Chase has turned me down for retention offers every year I've asked, and I'm an OG CSR holder from 2016.
That said it's still trivial to get more than the annual fee in value out of it.
Instacart credit alone is $180 a year, plus $300 travel credit, so you're already at only $70 net cost which is less than any other chase card that enables point transfers.
Then you get instacart+ free (normally $99) so you're ahead $29, assuming you're someone who otherwise uses instacart anyway.
Then another $99 value for free dashpass membership, plus $60 a year in doordash credit so you're $188 ahead if you otherwise use all this stuff.
Then there's the $56 per pair of people airport restaurant credits from priority pass, lounge access, the $100 Precheck/GE credit every 4 years, primary rental car insurance, and more on top.
Contrast that with say the Amex Platinum card where without a retention bonus the card is much harder to be profitable because the credits are generally harder to get value out of (Unless you already drop a ton of $ on an equinox membership each year then you can make it work pretty comfortably)--- plus Amex just killed one of the best benefits- free guest access to centurion lounges.
Amex Platinum: $200/year in Uber/Uber Eats Credit + $200 Hotel + $200 (Flights charges, but google how to get it for tickets) + $240 in streaming services (Audible or Disney+, ESPN, HULU) + Walmart+(access to Paramount +) + $100 in Saks Fifth = $940 in value for a $695 fee. If you book their hotel collection (Early check in, late check out, free breakfast + $100 credit for food/resort activities) this is easily worth more than the annual fee. Plus Hilton and Marriott status. Also you get access to Amex offers, Saved $30 by paying my insurance. $10 on Amazon, and a ton others.
CSR only has Priority pass w/ Restaurants. $300 + $60 for Dash Pass. Hard to make up the other $190 in fees. Instacart is meh.
Amex Platinum: $200/year in Uber/Uber Eats Credit + $200 Hotel + $200 (Flights charges, but google how to get it for tickets) + $240 in streaming services (Audible or Disney+, ESPN, HULU) + Walmart+(access to Paramount +) + $100 in Saks Fifth = $940 in value for a $695 fee. If you book their hotel collection (Early check in, late check out, free breakfast + $100 credit for food/resort activities) this is easily worth more than the annual fee. Plus Hilton and Marriott status. Also you get access to Amex offers, Saved $30 by paying my insurance. $10 on Amazon, and a ton others.
CSR only has Priority pass w/ Restaurants. $300 + $60 for Dash Pass. Hard to make up the other $190 in fees. Instacart is meh.

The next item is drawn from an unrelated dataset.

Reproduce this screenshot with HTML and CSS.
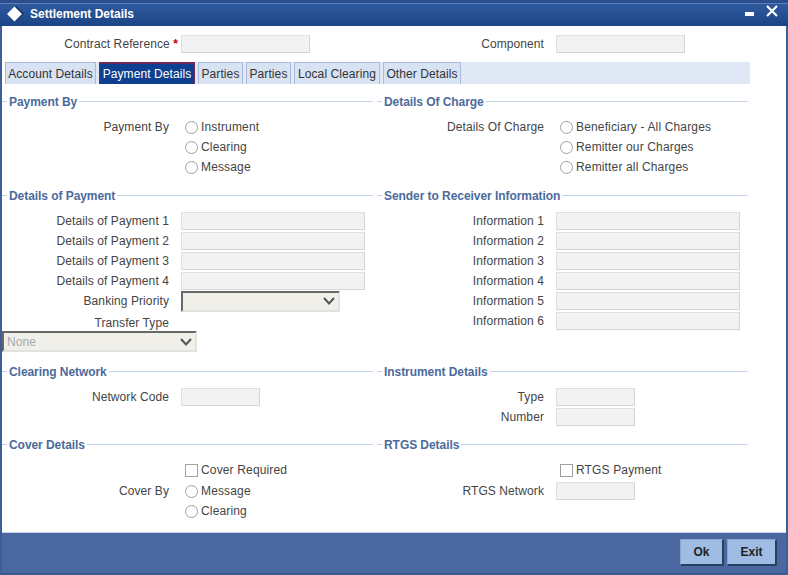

I think it's hilarious you count Saks 5th avenue credits at 100% cash value but don't think "credit for groceries" is anything more than meh.
Ditto the walmart+ membership but NOT the IC+ membership
Uber at least it's pretty reasonable to take at face value... but it's harder to get the value if it's a service you don't normally use because it's harder to hit EXACTLY the credit value in an order vs an IC order....still counting both is pretty reasonable.
As to the airline credit for Amex, it's "easy" to get cash good for United with it... but you CAN NOT get flight-usable cash with most airlines....so I certainly DO count it as having value, but nowhere near the 100% value the CSR generic travel credit does unless you happen to specifically fly united, for cash, at least annually.
The hotel collection $100 credit typically requires staying at a hotel that is pretty pricey (the last one I used it for was a beautiful place in downtown Charleston- but it was $500 a night for their cheapest room.... I've rarely seen any place the credit would apply that wasn't north of $300/nt....so again not that it never has any value for anyone, but it's hardly 100% value unless you're someone who already routinely stays at $400-800/nt type hotels.
Better HIlton and Marriot statuses are available with other cards (and the level you get with the Amex Plat doesn't get you hardly anything useful- esp now since Marriott moved breakfast from gold to requiring plat)
Amex offers (the little $10/30 type discounts) are available on a TON of other amex cards too, including multiple ones with no annual fee- so that's a $0 add here)
The centurion access was something I used to put some real value on- but making guests cost $50/each basically destroys that value entirely... might still be worth something to solo travelers though.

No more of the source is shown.